Il en résulte une épidémie de catastrophes comme celles du logiciel Louvois de paie de l'armée française, du 737 Max de Boeing, du moteur diesel de Volkswagen, qui sont parmi les plus connues.

Jean-Michel Palagos, animateur de la cellule de crise de Louvois et auteur d'un ouvrage consacré aux erreurs de management4, témoigne :
« On avait mélangé tous les objectifs – réduction des effectifs du service de la paye, remise à plat des primes, etc. – dans un contexte d'extrême division du travail, d'entités qui ne communiquaient pas entre elles et de grande dilution des responsabilités. Le tout couplé avec une volonté farouche d'avancer le plus vite possible pour remplir les objectifs fixés au ministère par la révision générale des politiques publiques. Quand on y ajoute la foi incroyable dans les capacités imaginaires d'un logiciel à gérer les problèmes, on comprend qu'on en soit arrivé à une catastrophe de cette ampleur. On n'en avait pas pris conscience, malgré les alertes lancées en interne dès 2010. »

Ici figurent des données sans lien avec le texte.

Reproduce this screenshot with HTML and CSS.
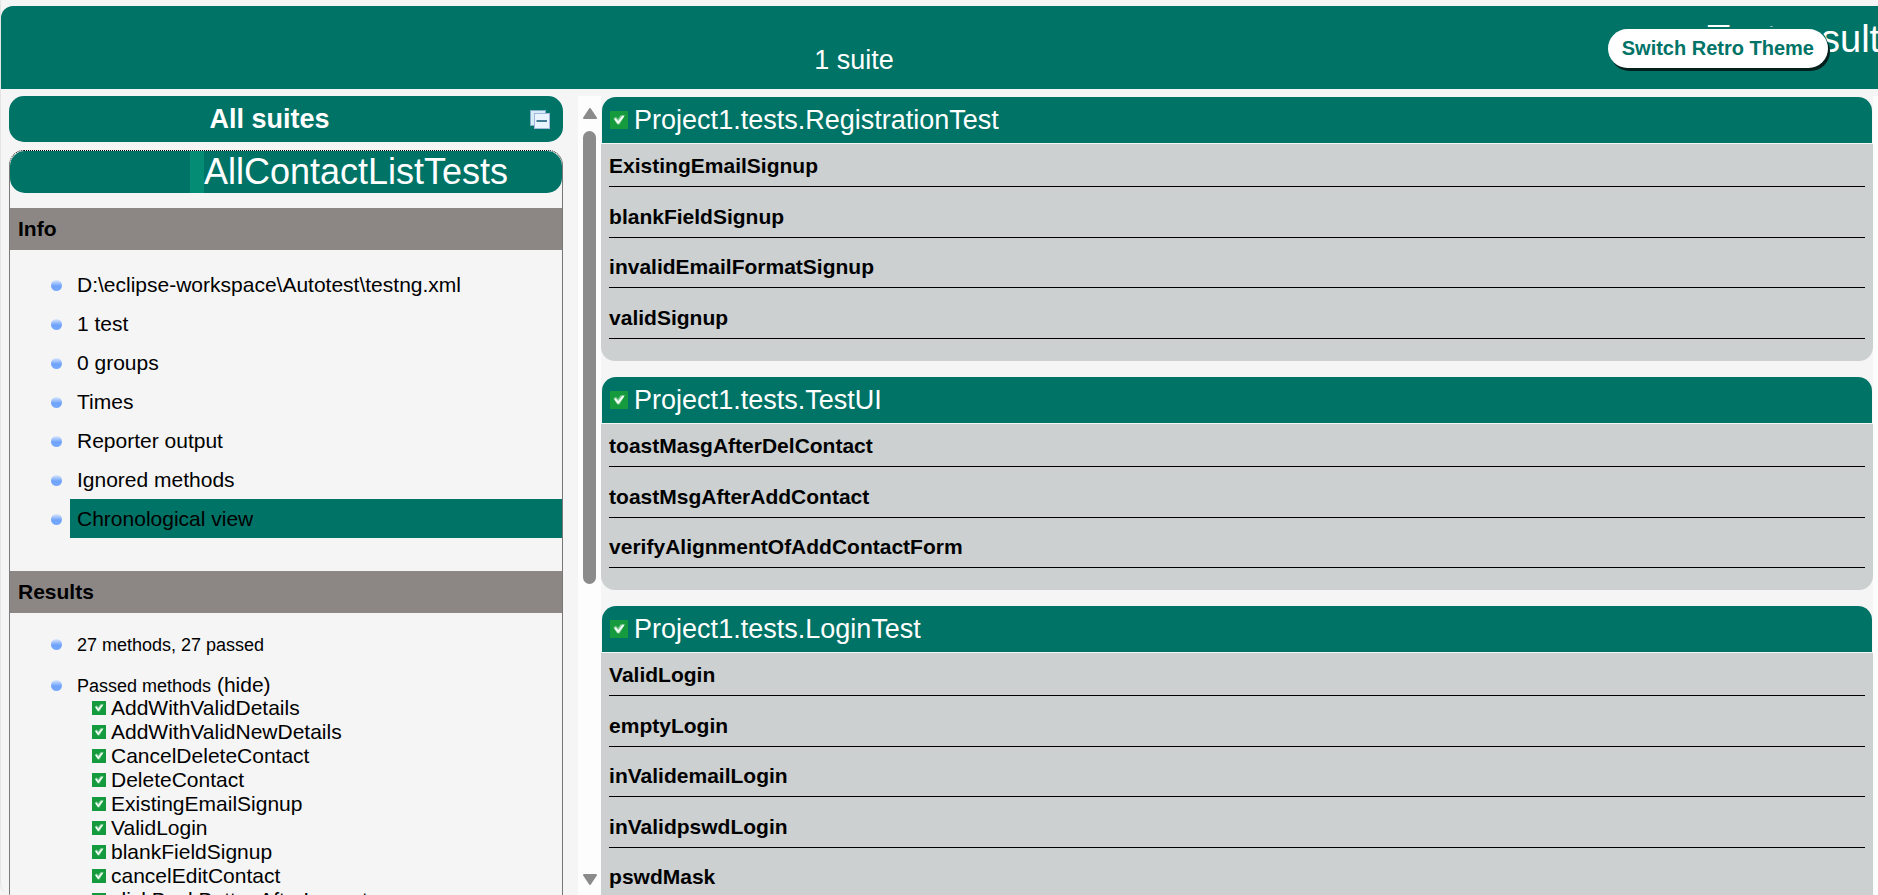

(Jean Guisnel, « Logiciel Louvois de paie des militaires : les raisons du désastre », Le Point, 8 juin 2016.)
Les dirigeants de Boeing, pressés de répondre à la concurrence de l'A320Neo d'Airbus, ont accumulé les erreurs et les prises de risque dans la conception du 737 Max :
« The Max software was developed at a time Boeing was laying off experienced engineers and pressing suppliers to cut costs. Increasingly, the iconic American planemaker and its subcontractors have relied on temporary workers making as little as $9 an hour to develop and test software, often from countries lacking a deep background in aerospace -- notably India. »

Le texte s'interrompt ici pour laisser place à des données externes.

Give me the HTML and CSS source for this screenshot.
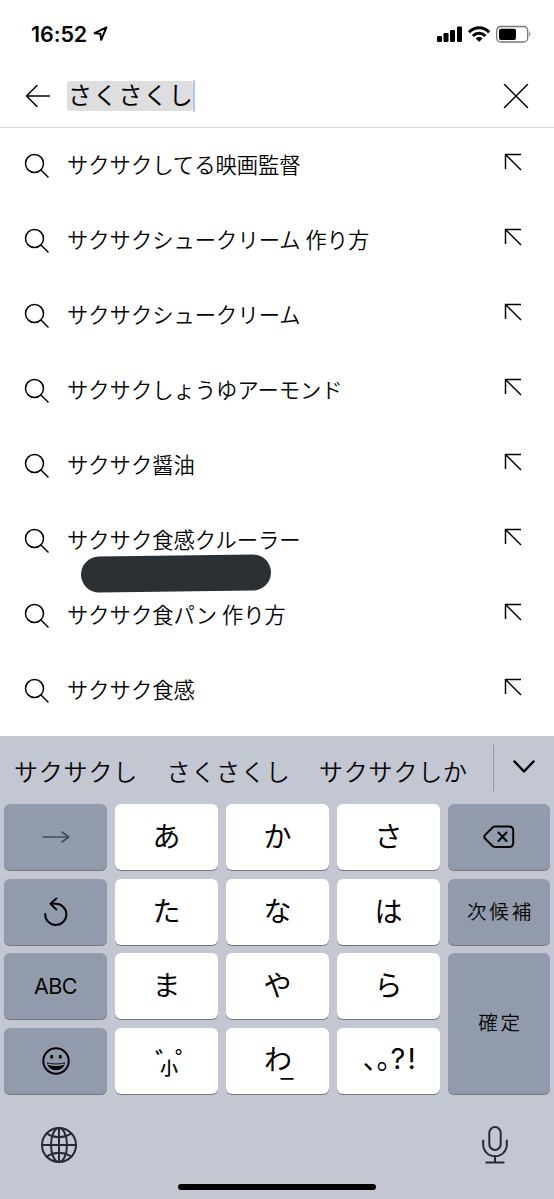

(Peter Robison, Boeing’s 737 Max Software Outsourced to $9-an-Hour Engineers, Bloomberg, 28 juin 2019.
Les ingénieurs de Volkswagen, que leur hiérarchie sommait de résoudre un problème insoluble, ont été contraints de concevoir un logiciel qui truquait le résultat des tests du moteurs diesel :
« Engineers (have) installed defeat devices in engines after realising they could not hit emissions targets for diesel cars in the US by “permissible means” (…) the scandal was the result of a combination of individual misconduct and mistakes in one part of the business but also flaws in company processes and a tolerance of rule-breaking.“We are talking here not about a one-off mistake but a whole chain of errors,” (said Hans Dieter Pötsch, the VW chairman). »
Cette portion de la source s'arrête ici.